The vehicle type. Luxury vehicles, exotic cars, and specialty rentals are often excluded from credit card coverage programs. Larger vehicles like vans or SUVs may also fall outside standard policy terms.

The rental purpose. Business rentals, international rentals, and long-term rentals each introduce different coverage considerations under both personal auto policies and credit card programs.

📋 The Spectrum of Outcomes

Renters approach this decision from very different positions:

  • A driver with a robust personal auto policy and a credit card offering primary rental coverage may have strong existing protection and find the waiver redundant.
  • A driver with a high-deductible policy, secondary-only credit card coverage, or no personal vehicle (and therefore no auto insurance) may face meaningful financial exposure without the waiver.
  • A renter traveling internationally, renting a premium vehicle, or renting for business may find that their assumed coverage doesn't apply at all.

None of these situations is universal. The same waiver that's unnecessary for one renter is a genuine safety net for another.

Before You Get to the Counter

The most important step is understanding what you already have before you're standing at a rental counter making a split-second decision. That means:

  • Reading your auto insurance policy's rental coverage section — or calling your insurer to confirm
  • Checking the exact terms of your credit card's rental coverage benefit, including exclusions and whether it's primary or secondary
  • Knowing whether your card requires you to decline the rental company's CDW to activate the benefit (most do)

The rental counter is not the right place to sort this out for the first time.

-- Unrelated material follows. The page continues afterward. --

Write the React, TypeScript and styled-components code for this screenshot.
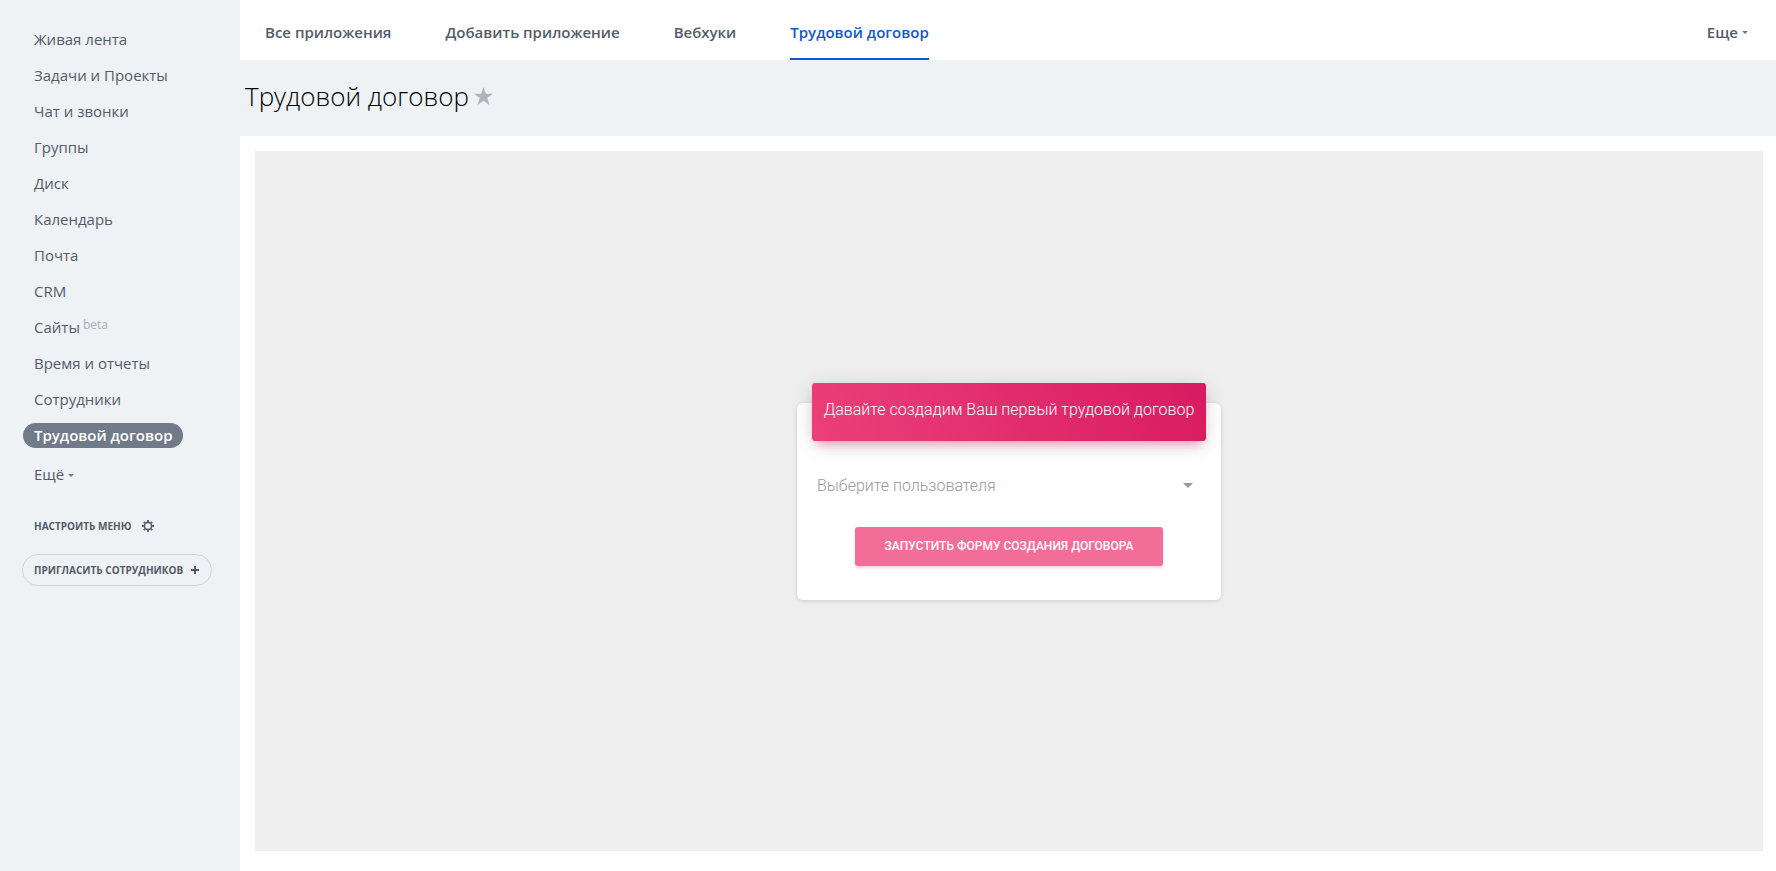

Agents are often incentivized to sell the waiver, the line behind you is moving, and the agreement's fine print isn't easy to absorb on the spot.

The Missing Piece

How exposed you actually are — and whether the waiver fills a real gap or duplicates protection you already have — comes down to your specific auto insurance policy, your credit card's exact benefit terms, the vehicle you're renting, where you're renting it, and why. Those details are yours to gather before you sign anything.